This thing is white and the table is larger than it.
[I use this circumlocution, because, for Donellan-like considerations, the referential use of phrases of the form 'this φ' cannot be simply dissolved away into the referential role of 'this'.] Obviously the phrase which identifies the object of a persons fear need have nothing to do with the respect in which he fears it. Curiously enough, it is you who seem to hold that
He fears this white thing
when made fully "explicit" or "perspicuously rendered" becomes
He fears this white thing as white
and, hence, to finding yourself surrounded by leukiphobes.

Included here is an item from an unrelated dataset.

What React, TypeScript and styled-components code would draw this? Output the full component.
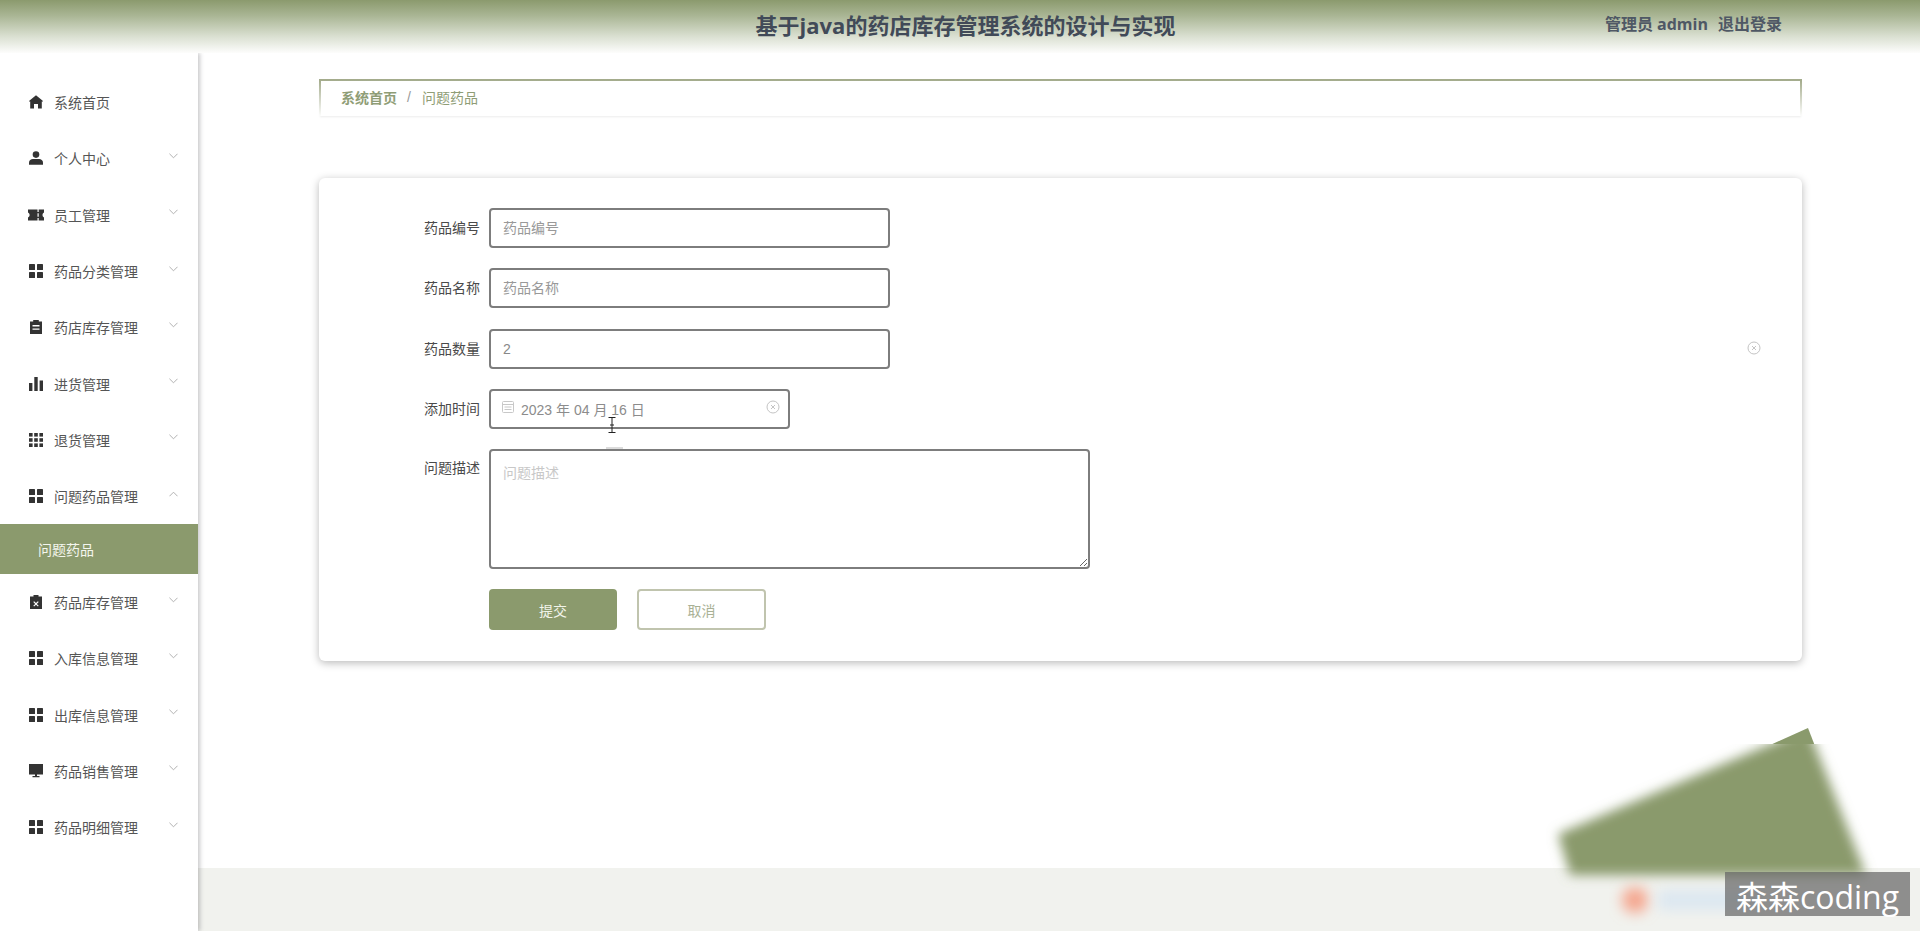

I come now to your "last query." You write:

The fundamental intentional context for you is not belief, nor intention, nor any other propositional attitude, but the semantic attitude of taking 'red' as a red, [I assume you mean 'a ·red·'].
You point out that taking something as something is a paradigm of q-intentionality, and so are puzzled
. . . why you want all the derivative cases of intentionality to take a propositional form, when the parent case does not?

The answer is that the assumption of your query is false. There is, indeed, such a thing, as taking a linguistic episode to be of a certain kind. Thus it makes sense to say

Jones heard the episode as a ·red· (or a ·Tom is tall· or a ·2 + 2 = 4·)
But these examples have the same form as
Jones saw the object as a bear (or pawn, or executioner)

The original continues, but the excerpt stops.